In my experience, I really enjoyed tackling Pardeep Narwal. He was really famous because of his ‘dubki’ move. I always felt that Pardeep is the one player I really wanted to tackle. But that feeling has gone now. There are many good raiders this season.

Last season the one player I wanted to tackle was Pardeep Narwal. This time, it’s not the same feeling. Whoever I have in front of me, I will try to tackle.

What is it like being compared to some of the high-profile international defenders?

There are some really good overseas players from Iran. But there are some very good players from India as well like Manjeet Chillar, Surender Nada. It feels nice that people say ‘Jaideep also plays well’.

When you play PKL, you are away from your family for many months. How hard is that?

We were in a bubble for two months last season too. But it was not hard because they treated me like an older brother. It was just like at home.

This season also we will be away from home for three or four months.

But we are used to it because when I used to train at Sports Authority of India (SAI) Sonepat, then I’d be away from home for as much time. You start missing home after about one month.

That first month is difficult. You miss the food – my mother makes aloo paratha, churma, boondi ke laddoos. I miss those a lot. I usually bring churma or maawe ke laddoo when I come to the PKL. The other states’ players keep asking me to bring that.

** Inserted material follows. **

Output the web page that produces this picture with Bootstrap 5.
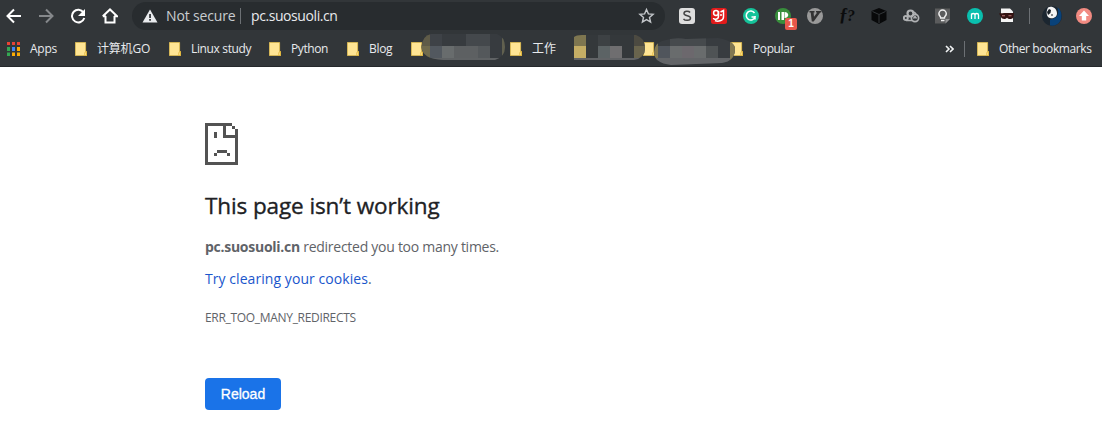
<!DOCTYPE html>
<html lang="en">
<head>
<meta charset="utf-8">
<meta name="viewport" content="width=device-width, initial-scale=1">
<title>pc.suosuoli.cn</title>
<link href="https://cdn.jsdelivr.net/npm/bootstrap@5.3.0/dist/css/bootstrap.min.css" rel="stylesheet">
<style>
body{font-family:"Open Sans","Noto Sans CJK SC",sans-serif;background:#fff;overflow:hidden}
svg{display:block;flex:none}
.chrome{height:67px;background:#323639;border-bottom:1px solid #25282b;color:#e8eaed}
.toolbar{height:32px}
.nav-icons{width:132px;padding-left:6px;gap:16px}
.omnibox{width:533px;height:28px;margin-top:2px;border-radius:14px;background:#282c2f;padding-left:10px;font-size:14px;line-height:28px;white-space:nowrap}
.omnibox .state{width:70px;margin-left:8px;letter-spacing:-.15px;color:#c9ccd0}
.omnibox .rule,.vrule{width:1px;height:16px;background:#6c7074}
.omnibox .addr{margin-left:10px;letter-spacing:-.42px}
.exts{margin-left:14px}
.exts>div{width:32px;height:32px;flex:none}
.profile{margin-left:-2px}
.avatar{margin-left:11px}
.update{margin-left:13px}
.ver{left:10px;top:18px;width:12px;height:12px;background:#e9574b;border-radius:2px;font:700 10px/12px "Liberation Sans",sans-serif;color:#fff;text-align:center}
.marks{height:33px;padding-left:7px;gap:18px;font-size:12px;white-space:nowrap}
.mark-item{gap:10px;flex:none}
.mark-item span{display:block;line-height:16px;position:relative}
.w-apps{width:27px;letter-spacing:-.25px}
.w-go{width:54px;letter-spacing:-.2px}
.w-linux{width:60px;letter-spacing:-.35px}
.w-python{width:38px;letter-spacing:-.4px}
.w-blog{width:24px;letter-spacing:-.3px}
.w-hidden1{width:59px}
.w-work{width:24px}
.w-hidden2{width:29px}
.w-hidden3{width:48px}
.w-popular{letter-spacing:-.4px}
.w-other{margin-left:10px;width:103px;letter-spacing:-.4px}
.marks .vrule{margin:0 12px 0 10px}
.strokes{left:421px;top:33px}
.page{padding:56px 0 0 205px;color:#5f6368}
.page h1{font-size:22.5px;line-height:28px;font-weight:500;color:#202124;margin:27px 0 0;letter-spacing:-.1px;white-space:nowrap;-webkit-text-stroke:.35px #202124}
.page p{margin:0;font-size:14px;line-height:20px;white-space:nowrap}
.page .reason{margin-top:17px;letter-spacing:-.27px}
.page .advice{margin-top:12px;letter-spacing:.06px}
.page .code{margin-top:19px;font-size:12px;letter-spacing:-.31px}
.page a{color:#1a56cc}
.reload{margin-top:50px;width:76px;height:32px;background:#1a73e8;color:#fff;border-radius:4px;font:14px/16px "Liberation Sans",sans-serif;-webkit-text-stroke:.3px #fff;padding:0}
.reload:hover{background:#1a73e8;color:#fff}
</style>
</head>
<body>
<svg width="0" height="0" class="position-absolute">
<defs>
<symbol id="folder" viewBox="0 0 12 14"><path fill="#ffe594" stroke="#e8c34f" stroke-width=".8" d="M.4.4h10.200v9.200h1v4H.4z"/><path fill="#ffe594" stroke="#dcae2b" stroke-width=".7" d="M9.800 13.500V10.500l1.700-1v4z"/></symbol>
</defs>
</svg>
<header class="chrome position-relative">
<div class="toolbar d-flex">
<div class="nav-icons d-flex align-items-center">
<svg width="16" height="16" fill="none" stroke="#fff" stroke-width="2"><path d="M15 8H2M8 1.500 1.500 8 8 14.500"/></svg>
<svg width="16" height="16" fill="none" stroke="#85888b" stroke-width="2"><path d="M1 8h13M8 1.500 14.500 8 8 14.500"/></svg>
<svg width="16" height="16" fill="none" stroke="#fff" stroke-width="2"><path d="M13.500 4.500A6.300 6.300 0 1 0 14.300 10"/><path fill="#fff" stroke="none" d="M15 1v7H8z"/></svg>
<svg width="16" height="16" fill="none" stroke="#fff" stroke-width="2"><path d="M3.500 8v6.500h9V8M.8 8.300 8 1.500l7.200 6.800h-3M.8 8.300h3"/></svg>
</div>
<div class="omnibox d-flex align-items-center">
<svg width="16" height="14"><path fill="#e8eaed" d="M8 .5 15.500 13.500H.5z"/><path fill="#282c2f" d="M7.200 5h1.700v4H7.200zm0 5h1.700v1.700H7.200z"/></svg>
<span class="state">Not secure</span><span class="rule ms-1"></span><span class="addr">pc.suosuoli.cn</span>
<svg class="ms-auto me-2" width="20" height="20" viewBox="0 0 20 20" fill="none" stroke="#c3c6ca" stroke-width="1.400"><path d="m9.500 3.500 1.900 4.400 4.700.4-3.600 3.100 1.100 4.700-4.100-2.500-4.100 2.500 1.100-4.700-3.600-3.100 4.700-.4z"/></svg>
</div>
<div class="exts d-flex">
<div><svg width="32" height="32"><rect x="0" y="8" width="16" height="16" rx="3" fill="#dedede"/><path d="M11 12.500C10 11 5 10.600 5 13.500c0 3 6.500 1.500 6.500 4.500 0 3-5.500 3-7 .8" fill="none" stroke="#444" stroke-width="1.500"/></svg></div>
<div><svg width="32" height="32"><rect y="8" width="16" height="16" rx="2.500" fill="#e21b1b"/><g fill="none" stroke="#fff" stroke-width="1.500"><circle cx="5" cy="13" r="2.400"/><path d="M7.500 11v5c0 4-5 4-5 2M9.500 12l3-1.500v6.500c0 4-6 5-8.500 3.500M9 15h2"/></g></svg></div>
<div><svg width="32" height="32"><circle cx="8" cy="16" r="8" fill="#15c39a"/><path d="M11.500 13A4.500 4.500 0 1 0 12 17H8.500M12 16v3.500" fill="none" stroke="#fff" stroke-width="1.500"/></svg></div>
<div class="position-relative"><svg width="32" height="32"><circle cx="8" cy="16" r="8" fill="#388e3c"/><path d="M3 12h2v8H3zm3.500 0H9v8H6.500zM9.500 12c5 0 5 6 0 6z" fill="#fff"/></svg><span class="ver position-absolute">1</span></div>
<div><svg width="32" height="32"><circle cx="8" cy="16" r="8" fill="#999"/><path d="M2.500 11h5v1.600h-.9l.4 4.200 3.200-4.200H9V11h5.200v1.600h-1L6.700 21.500H4.800L3.700 12.600H2.500z" fill="#333"/></svg></div>
<div><svg width="32" height="32"><text x="0" y="21" font-family="Liberation Serif,serif" font-style="italic" font-weight="700" font-size="18" fill="#0b0c0d">ƒ</text><text x="8" y="21" font-family="Liberation Serif,serif" font-style="italic" font-weight="700" font-size="16" fill="#0b0c0d">?</text></svg></div>
<div><svg width="32" height="32"><path fill="#08090a" d="m8 8 7.500 3v9L8 24 .5 20v-9z"/><path d="m1.500 11.500 6.500 3 6.500-3M8 14.500V23" stroke="#34383b" fill="none"/></svg></div>
<div><svg width="32" height="32" fill="none" stroke="#b0b2b4"><circle cx="7.500" cy="13.500" r="3" stroke-width="2.200"/><circle cx="2.800" cy="18" r="2" stroke-width="2"/><circle cx="12" cy="18" r="3.600" stroke-width="1.700"/><path d="M3 20.500h6M9 12c3 0 4 1.500 4 3M10.500 18.500l1.500-2 1.500 2" stroke-width="1.400"/></svg></div>
<div><svg width="32" height="32"><path fill="#5b5c5d" d="M0 8.500h15V19l-4.500 4.500H0z"/><path fill="#939495" d="M15 19h-4.500v4.500z"/><path d="M5.700 18c0-2-1.800-2-1.800-4.200a3.700 3.700 0 0 1 7.400 0c0 2.200-1.900 2.200-1.900 4.200zM6 20.500h3.500" fill="none" stroke="#eee" stroke-width="1.500"/></svg></div>
<div><svg width="32" height="32"><circle cx="8" cy="16" r="8" fill="#0abfae"/><path d="M4.500 19v-5.500M4.500 15c0-2 3.500-2 3.500 0v4M8 15c0-2 3.500-2 3.500 0v4" stroke="#fff" stroke-width="1.300" fill="none"/></svg></div>
<div><svg width="32" height="32"><path fill="#f4f4f4" d="M2 8.500h9l3 3V22H2z"/><path fill="#331312" d="M0 13.500c4-1 10-.5 15-.5l-.5 4.500c-2 2-5 2-6.500.2-1.500 1.800-5 1.800-6-.7z"/><path fill="#b77" d="M3 15.300h3v1H3zm6.500 0h3v1h-3z"/></svg></div>
</div>
<div class="profile d-flex align-items-center"><span class="vrule"></span>
<svg class="avatar" width="22" height="32"><circle cx="11" cy="16" r="10" fill="#1b2630"/><path fill="#09427a" d="M9 25.500c8 1 11.500-4 11.500-10 0-4-2-6.500-4-8 2 8-1 11-7.500 12z"/><path fill="#f5f5f5" d="M7 7.500c4-2 9 1 9 6 0 4-4.500 5.500-7 4.500-4-1-4-7-2-10.500z"/><path fill="#182027" d="M8 9l2 1-.5 3L7 15l-1-3zM10 14.500h2v1h-2z"/></svg>
<svg class="update" width="16" height="32"><circle cx="8" cy="16" r="8" fill="#f28b82"/><path fill="#fff" d="m8 10.500 5 5.500h-2.800v4.500H5.800V16H3z"/></svg></div>
</div>
<nav class="marks d-flex align-items-center">
<div class="mark-item d-flex align-items-center"><svg width="13" height="14"><path fill="#ea4335" d="M0 0h3v3H0zM5 0h3v3H5zM10 0h3v3h-3z"/><path fill="#34a853" d="M0 5h3v4H0zM0 10.500h3V14H0z"/><path fill="#4285f4" d="M5 5h3v4H5z"/><path fill="#fbab05" d="M10 5h3v4h-3zM5 10.500h3V14H5zM10 10.500h3V14h-3z"/></svg><span class="w-apps">Apps</span></div>
<div class="mark-item d-flex align-items-center"><svg width="12" height="14"><use href="#folder"/></svg><span class="w-go">计算机GO</span></div>
<div class="mark-item d-flex align-items-center"><svg width="12" height="14"><use href="#folder"/></svg><span class="w-linux">Linux study</span></div>
<div class="mark-item d-flex align-items-center"><svg width="12" height="14"><use href="#folder"/></svg><span class="w-python">Python</span></div>
<div class="mark-item d-flex align-items-center"><svg width="12" height="14"><use href="#folder"/></svg><span class="w-blog">Blog</span></div>
<div class="mark-item d-flex align-items-center"><svg width="12" height="14"><use href="#folder"/></svg><span class="w-hidden1"></span></div>
<div class="mark-item d-flex align-items-center"><svg width="12" height="14"><use href="#folder"/></svg><span class="w-work">工作</span></div>
<div class="mark-item d-flex align-items-center"><svg width="12" height="14"><use href="#folder"/></svg><span class="w-hidden2"></span></div>
<div class="mark-item d-flex align-items-center"><svg width="12" height="14"><use href="#folder"/></svg><span class="w-hidden3"></span></div>
<div class="mark-item d-flex align-items-center"><svg width="12" height="14"><use href="#folder"/></svg><span class="w-popular">Popular</span></div>
<div class="d-flex align-items-center ms-auto">
<svg width="9" height="8" fill="none" stroke="#f1f3f4" stroke-width="1.600"><path d="m1 1 3 3-3 3m4-6 3 3-3 3"/></svg>
<span class="vrule"></span>
<svg width="12" height="14"><use href="#folder"/></svg><span class="w-other">Other bookmarks</span></div>
</nav>
<!-- pixelated strokes hiding three bookmark names -->
<svg class="strokes position-absolute" width="315" height="34" shape-rendering="crispEdges">
<defs><clipPath id="c1"><path d="M10 1h66q8 3 8 13t-10 13H22Q1 26 .5 14 1 3 10 1"/></clipPath><clipPath id="c2"><path d="M153 4q2-2 8-2h54q9 3 9 13t-11 12h-60z"/></clipPath><clipPath id="c3"><path d="M241 8q12-4 24-2l32-1q17 3 17 11 0 12-13 14l-51 2q-17-2-17-13 1-9 8-11"/></clipPath></defs>
<g clip-path="url(#c1)"><path fill="#373b3f" d="M0 0h85v28H0z"/><path fill="#5f5b48" d="M0 0h9v13H0z"/><path fill="#716b4e" d="M0 13h9v13H0z"/><path fill="#3e4247" d="M9 0h12v13H9z"/><path fill="#52585f" d="M9 13h12v12H9z"/><path fill="#686c6d" d="M21 13h12v12H21z"/><path fill="#5d6062" d="M33 13h12v12H33zM45 13h12v12H45z"/><path fill="#54585b" d="M57 13h12v12H57z"/><path fill="#44484c" d="M45 0h24v13H45z"/><path fill="#61604f" d="M81 0h4v28h-4z"/><path fill="#5f6264" d="M0 25h80v3H0z"/></g>
<g clip-path="url(#c2)"><path fill="#34383b" d="M153 0h72v28h-72z"/><path fill="#7e7650" d="M153 0h12v13h-12z"/><path fill="#c4ad65" d="M153 13h12v12h-12z"/><path fill="#3d4144" d="M177 0h12v13h-12z"/><path fill="#5c6365" d="M177 13h12v12h-12z"/><path fill="#6f6e70" d="M189 13h12v12h-12z"/><path fill="#4c4a41" d="M213 0h12v13h-12z"/><path fill="#69644d" d="M213 13h12v12h-12z"/><path fill="#616366" d="M153 25h72v3h-72z"/></g>
<g clip-path="url(#c3)"><path fill="#383c40" d="M232 0h83v34h-83z"/><path fill="#827851" d="M232 0h5v34h-5zM309 0h6v34h-6z"/><path fill="#50555c" d="M237 13h12v12h-12z"/><path fill="#464a4d" d="M249 0h36v13h-36z"/><path fill="#696c6d" d="M249 13h12v12h-12zM273 13h12v12h-12z"/><path fill="#6c686d" d="M261 13h12v12h-12z"/><path fill="#4f5355" d="M285 13h12v12h-12z"/><path fill="#636568" d="M232 25h77v9h-77z"/></g>
</svg>
</header>
<main class="page">
<svg width="33" height="42" fill="#535353" shape-rendering="crispEdges"><path d="M0 0h27v3H3v36h27V15H18V3h3v9h9V6h3v36H0zM27 3h3v3h-3zM9 9h3v6H9zM12 27h10v3H12zM9 30h3v3H9zM22 30h3v3h-3z"/></svg>
<h1>This page isn’t working</h1>
<p class="reason"><strong>pc.suosuoli.cn</strong> redirected you too many times.</p>
<p class="advice"><a class="text-decoration-none" href="#">Try clearing your cookies</a>.</p>
<p class="code">ERR_TOO_MANY_REDIRECTS</p>
<button class="btn reload">Reload</button>
</main>
</body>
</html>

Do you have any diet plans when playing kabaddi?

I don’t have a fixed diet. I usually just eat what I want and go to training. But for the last couple of years, I’ve been more careful. I don’t drink soft drinks. I also don’t eat junk food like burgers or Chow Mein. I avoid them completely.

How do you relax outside kabaddi?

Outside kabaddi, my favourite games are Volleyball. I also watch movies a little. I like listening to songs. I prefer listening to sad songs. I enjoy them more. You can say they motivate me.

But all that stops before a game. Before the match, I usually listen to a few bhajans of Hanuman Ji. And then I try to focus completely on the match. I prefer being quiet before the match.